There are two problems with your circuit:

  1. The lack of flyback diodes across the relay coils.

  2. The 'voltage-sensitive relay' contacts unnecessarily carrying the load current.

Arcing could have caused the 'voltage-sensitive' relay contacts to deteriorate. The load current through those contacts could have caused a drop in the 'main' relay coil voltage, leading to damage to it's contacts also.

Here's the correct schematic.

enter image description here


In small armature relays and all reed relays, NC contacts are less robust, since they are held down with less pressure on the contacts than the NO contacts. The problem you have seems to be that the NC contacts overheated and stuck together.

If the relay is from a mainstream manufacturer and has safety ratings and/or is a recognized component, then the datasheet should indicate the ratings for NO and NC contacts. They may not be the same.

If you’re using such a relay within its ratings, then you’re over stressing it on inrush currents and need to derate it. Use a 20A or 30A relay then.

When contacts are inadvertently overstressed, the NC contacts are usually at an inherent disadvantage in relays, and it’s typical for them to fail shorted. A contractor would be much better in that case, since NO and NC contacts have the same contact pressure, mechanically stabilized and highly independent of contact temperature. Small armature relays like you’re likely using rapidly lose NC contact pressure as the contacts get hot, and those contacts suffer from a potential thermal runaway then. Bad news.

If the relay is a from a “what’s cheap today” source, then don’t use NC contacts for carrying power: use a second relay, actuated when the first one is open. There needs to be a crossover isolation delay added into the circuit unless the HVSR already has a pair of alternating outputs. Inadvertently connecting the two batteries together on switchover causes inrush currents that overloads the contacts, so that’s bad thing.

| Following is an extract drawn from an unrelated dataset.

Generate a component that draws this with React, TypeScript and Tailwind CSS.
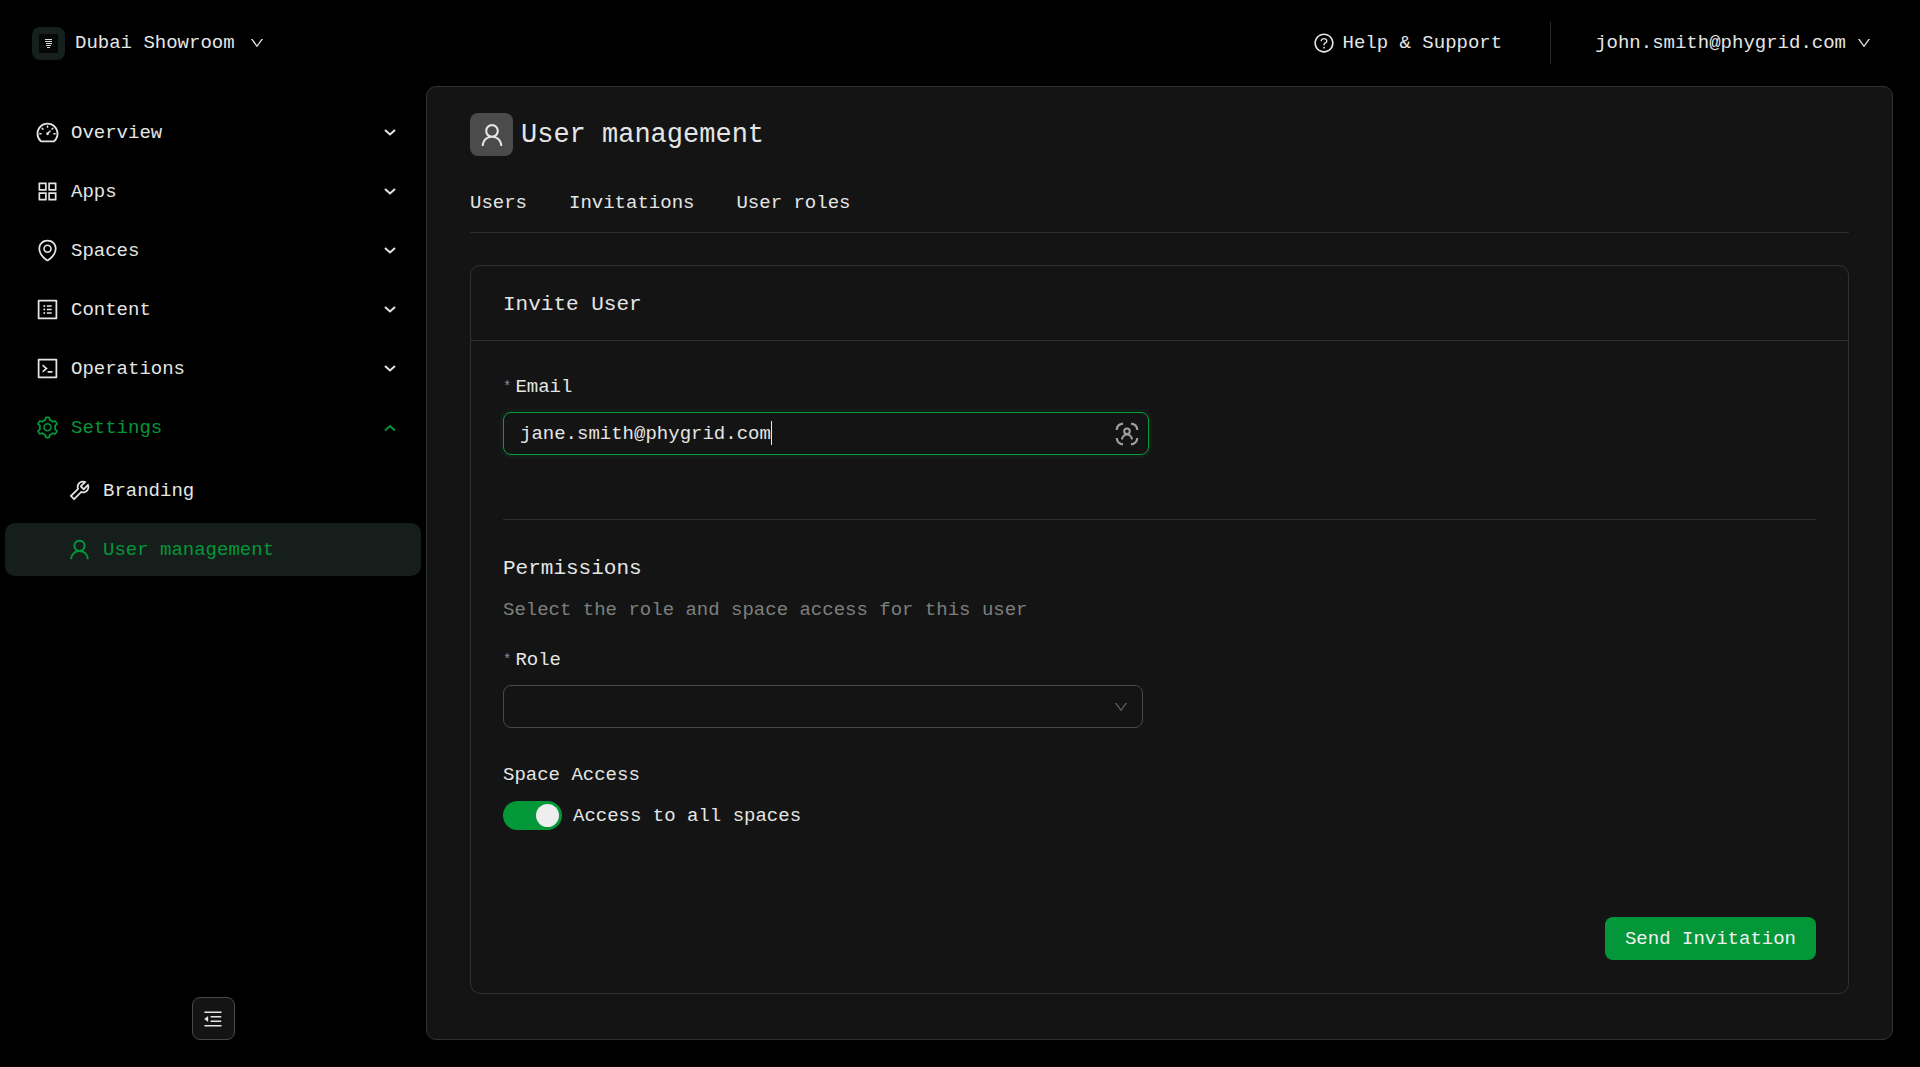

Cheap relays, or relays that are worn out, also have a problem with the mismatch in the speed in which the contacts in the pair switch. It’s entirely possible then that one of the contacts has fully connected to the second battery, while the first one is still conducting to the first battery, even if just through an arc.

That’s yet another reason why using two relays’ NO contacts is advantageous: the crossover delay can be made long enough to ensure that in all conditions one of the relays has fully opened before the other one closes.

The HVSR also needs a “dead period” or “hold off delay” when it’s quiescent after each shiftover, ie. it needs a limit on the switching rate. In your application this limit would be one event per several minutes.

If the HVSR doesn’t offer this feature, or the period can’t be set long enough, you’ll need a simple PLC between the HVSR and the load-switching relays. This will make it very easy to implement the switchover delay as well as the rate limit/inhibit, and will let you use NO relay contacts to maximize the contact life. The simplest PLC you can get will do the job usually.